» WHAT TO PRODUCE:
The data below should be printed in full, exactly, and without any of its images.

........

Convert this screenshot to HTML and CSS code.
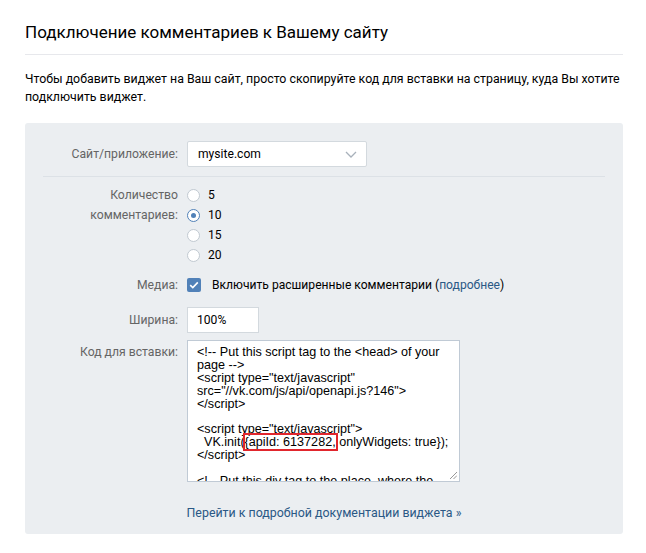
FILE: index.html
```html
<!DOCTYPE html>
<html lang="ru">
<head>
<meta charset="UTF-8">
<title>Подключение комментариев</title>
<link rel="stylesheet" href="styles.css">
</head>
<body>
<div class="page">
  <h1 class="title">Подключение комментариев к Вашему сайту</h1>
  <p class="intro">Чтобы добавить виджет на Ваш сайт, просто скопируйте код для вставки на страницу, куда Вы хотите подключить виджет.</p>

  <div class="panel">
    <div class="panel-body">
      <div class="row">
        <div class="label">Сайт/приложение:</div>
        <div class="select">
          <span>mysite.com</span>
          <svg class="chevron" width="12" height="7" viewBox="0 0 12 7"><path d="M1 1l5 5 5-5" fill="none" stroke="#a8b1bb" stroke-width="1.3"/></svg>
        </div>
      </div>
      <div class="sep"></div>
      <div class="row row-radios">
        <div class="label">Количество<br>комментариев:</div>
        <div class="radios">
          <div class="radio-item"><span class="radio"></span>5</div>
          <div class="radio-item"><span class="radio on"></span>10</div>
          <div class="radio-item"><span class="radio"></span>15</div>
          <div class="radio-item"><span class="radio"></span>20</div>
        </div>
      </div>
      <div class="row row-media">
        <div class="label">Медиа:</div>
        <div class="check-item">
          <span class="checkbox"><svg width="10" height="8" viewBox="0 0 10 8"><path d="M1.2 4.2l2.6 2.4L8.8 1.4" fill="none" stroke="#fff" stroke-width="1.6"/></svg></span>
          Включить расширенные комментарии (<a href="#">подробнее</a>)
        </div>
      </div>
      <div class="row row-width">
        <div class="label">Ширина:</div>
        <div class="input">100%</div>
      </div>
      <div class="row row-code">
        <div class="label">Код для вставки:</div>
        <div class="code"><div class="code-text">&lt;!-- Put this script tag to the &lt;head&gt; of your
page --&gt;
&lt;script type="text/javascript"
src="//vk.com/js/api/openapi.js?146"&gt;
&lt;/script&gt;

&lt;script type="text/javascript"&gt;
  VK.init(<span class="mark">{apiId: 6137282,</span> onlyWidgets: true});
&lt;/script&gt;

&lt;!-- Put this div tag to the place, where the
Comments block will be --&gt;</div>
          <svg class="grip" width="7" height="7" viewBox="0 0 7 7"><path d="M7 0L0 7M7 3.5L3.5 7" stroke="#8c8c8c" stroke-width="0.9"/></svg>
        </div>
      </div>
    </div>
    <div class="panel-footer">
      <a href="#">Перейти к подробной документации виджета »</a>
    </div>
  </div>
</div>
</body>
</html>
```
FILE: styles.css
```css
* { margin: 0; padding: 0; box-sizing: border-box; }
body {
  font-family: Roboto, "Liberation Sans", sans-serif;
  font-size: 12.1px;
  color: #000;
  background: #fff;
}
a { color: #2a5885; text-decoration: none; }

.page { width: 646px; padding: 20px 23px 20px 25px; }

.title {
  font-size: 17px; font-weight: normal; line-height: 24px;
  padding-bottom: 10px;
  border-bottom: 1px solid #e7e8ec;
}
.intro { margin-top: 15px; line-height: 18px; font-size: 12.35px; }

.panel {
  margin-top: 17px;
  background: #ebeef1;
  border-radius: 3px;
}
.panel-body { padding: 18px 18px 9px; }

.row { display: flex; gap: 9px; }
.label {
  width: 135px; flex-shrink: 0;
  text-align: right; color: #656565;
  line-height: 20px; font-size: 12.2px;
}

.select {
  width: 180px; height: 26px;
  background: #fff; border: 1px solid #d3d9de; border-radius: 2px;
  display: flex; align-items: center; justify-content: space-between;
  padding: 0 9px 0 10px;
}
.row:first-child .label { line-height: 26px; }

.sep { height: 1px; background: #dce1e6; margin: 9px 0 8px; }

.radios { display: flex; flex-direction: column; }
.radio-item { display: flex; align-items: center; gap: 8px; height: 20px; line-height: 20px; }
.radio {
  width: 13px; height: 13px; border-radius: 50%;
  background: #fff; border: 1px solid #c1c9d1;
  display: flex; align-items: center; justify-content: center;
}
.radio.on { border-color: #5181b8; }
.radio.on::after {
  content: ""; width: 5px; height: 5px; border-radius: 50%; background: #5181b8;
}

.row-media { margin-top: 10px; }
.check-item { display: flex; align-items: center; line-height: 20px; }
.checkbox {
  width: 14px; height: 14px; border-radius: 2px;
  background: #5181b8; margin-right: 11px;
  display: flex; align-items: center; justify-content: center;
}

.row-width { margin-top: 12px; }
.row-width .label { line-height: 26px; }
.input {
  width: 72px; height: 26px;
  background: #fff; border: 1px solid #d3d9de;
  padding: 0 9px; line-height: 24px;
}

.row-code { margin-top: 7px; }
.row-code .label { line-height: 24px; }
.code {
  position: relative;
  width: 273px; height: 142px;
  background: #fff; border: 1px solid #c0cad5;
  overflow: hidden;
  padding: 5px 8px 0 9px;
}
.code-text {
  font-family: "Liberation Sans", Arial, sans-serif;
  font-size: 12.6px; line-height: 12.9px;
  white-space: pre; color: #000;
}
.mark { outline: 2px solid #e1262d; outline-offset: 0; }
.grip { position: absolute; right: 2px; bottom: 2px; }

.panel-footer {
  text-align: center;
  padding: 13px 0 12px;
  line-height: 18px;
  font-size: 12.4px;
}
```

........

» ANSWER TO THIS TASK:
Convert this screenshot to HTML and CSS code.
FILE: index.html
```html
<!DOCTYPE html>
<html lang="ru">
<head>
<meta charset="UTF-8">
<title>Подключение комментариев</title>
<link rel="stylesheet" href="styles.css">
</head>
<body>
<div class="page">
  <h1 class="title">Подключение комментариев к Вашему сайту</h1>
  <p class="intro">Чтобы добавить виджет на Ваш сайт, просто скопируйте код для вставки на страницу, куда Вы хотите подключить виджет.</p>

  <div class="panel">
    <div class="panel-body">
      <div class="row">
        <div class="label">Сайт/приложение:</div>
        <div class="select">
          <span>mysite.com</span>
          <svg class="chevron" width="12" height="7" viewBox="0 0 12 7"><path d="M1 1l5 5 5-5" fill="none" stroke="#a8b1bb" stroke-width="1.3"/></svg>
        </div>
      </div>
      <div class="sep"></div>
      <div class="row row-radios">
        <div class="label">Количество<br>комментариев:</div>
        <div class="radios">
          <div class="radio-item"><span class="radio"></span>5</div>
          <div class="radio-item"><span class="radio on"></span>10</div>
          <div class="radio-item"><span class="radio"></span>15</div>
          <div class="radio-item"><span class="radio"></span>20</div>
        </div>
      </div>
      <div class="row row-media">
        <div class="label">Медиа:</div>
        <div class="check-item">
          <span class="checkbox"><svg width="10" height="8" viewBox="0 0 10 8"><path d="M1.2 4.2l2.6 2.4L8.8 1.4" fill="none" stroke="#fff" stroke-width="1.6"/></svg></span>
          Включить расширенные комментарии (<a href="#">подробнее</a>)
        </div>
      </div>
      <div class="row row-width">
        <div class="label">Ширина:</div>
        <div class="input">100%</div>
      </div>
      <div class="row row-code">
        <div class="label">Код для вставки:</div>
        <div class="code"><div class="code-text">&lt;!-- Put this script tag to the &lt;head&gt; of your
page --&gt;
&lt;script type="text/javascript"
src="//vk.com/js/api/openapi.js?146"&gt;
&lt;/script&gt;

&lt;script type="text/javascript"&gt;
  VK.init(<span class="mark">{apiId: 6137282,</span> onlyWidgets: true});
&lt;/script&gt;

&lt;!-- Put this div tag to the place, where the
Comments block will be --&gt;</div>
          <svg class="grip" width="7" height="7" viewBox="0 0 7 7"><path d="M7 0L0 7M7 3.5L3.5 7" stroke="#8c8c8c" stroke-width="0.9"/></svg>
        </div>
      </div>
    </div>
    <div class="panel-footer">
      <a href="#">Перейти к подробной документации виджета »</a>
    </div>
  </div>
</div>
</body>
</html>
```
FILE: styles.css
```css
* { margin: 0; padding: 0; box-sizing: border-box; }
body {
  font-family: Roboto, "Liberation Sans", sans-serif;
  font-size: 12.1px;
  color: #000;
  background: #fff;
}
a { color: #2a5885; text-decoration: none; }

.page { width: 646px; padding: 20px 23px 20px 25px; }

.title {
  font-size: 17px; font-weight: normal; line-height: 24px;
  padding-bottom: 10px;
  border-bottom: 1px solid #e7e8ec;
}
.intro { margin-top: 15px; line-height: 18px; font-size: 12.35px; }

.panel {
  margin-top: 17px;
  background: #ebeef1;
  border-radius: 3px;
}
.panel-body { padding: 18px 18px 9px; }

.row { display: flex; gap: 9px; }
.label {
  width: 135px; flex-shrink: 0;
  text-align: right; color: #656565;
  line-height: 20px; font-size: 12.2px;
}

.select {
  width: 180px; height: 26px;
  background: #fff; border: 1px solid #d3d9de; border-radius: 2px;
  display: flex; align-items: center; justify-content: space-between;
  padding: 0 9px 0 10px;
}
.row:first-child .label { line-height: 26px; }

.sep { height: 1px; background: #dce1e6; margin: 9px 0 8px; }

.radios { display: flex; flex-direction: column; }
.radio-item { display: flex; align-items: center; gap: 8px; height: 20px; line-height: 20px; }
.radio {
  width: 13px; height: 13px; border-radius: 50%;
  background: #fff; border: 1px solid #c1c9d1;
  display: flex; align-items: center; justify-content: center;
}
.radio.on { border-color: #5181b8; }
.radio.on::after {
  content: ""; width: 5px; height: 5px; border-radius: 50%; background: #5181b8;
}

.row-media { margin-top: 10px; }
.check-item { display: flex; align-items: center; line-height: 20px; }
.checkbox {
  width: 14px; height: 14px; border-radius: 2px;
  background: #5181b8; margin-right: 11px;
  display: flex; align-items: center; justify-content: center;
}

.row-width { margin-top: 12px; }
.row-width .label { line-height: 26px; }
.input {
  width: 72px; height: 26px;
  background: #fff; border: 1px solid #d3d9de;
  padding: 0 9px; line-height: 24px;
}

.row-code { margin-top: 7px; }
.row-code .label { line-height: 24px; }
.code {
  position: relative;
  width: 273px; height: 142px;
  background: #fff; border: 1px solid #c0cad5;
  overflow: hidden;
  padding: 5px 8px 0 9px;
}
.code-text {
  font-family: "Liberation Sans", Arial, sans-serif;
  font-size: 12.6px; line-height: 12.9px;
  white-space: pre; color: #000;
}
.mark { outline: 2px solid #e1262d; outline-offset: 0; }
.grip { position: absolute; right: 2px; bottom: 2px; }

.panel-footer {
  text-align: center;
  padding: 13px 0 12px;
  line-height: 18px;
  font-size: 12.4px;
}
```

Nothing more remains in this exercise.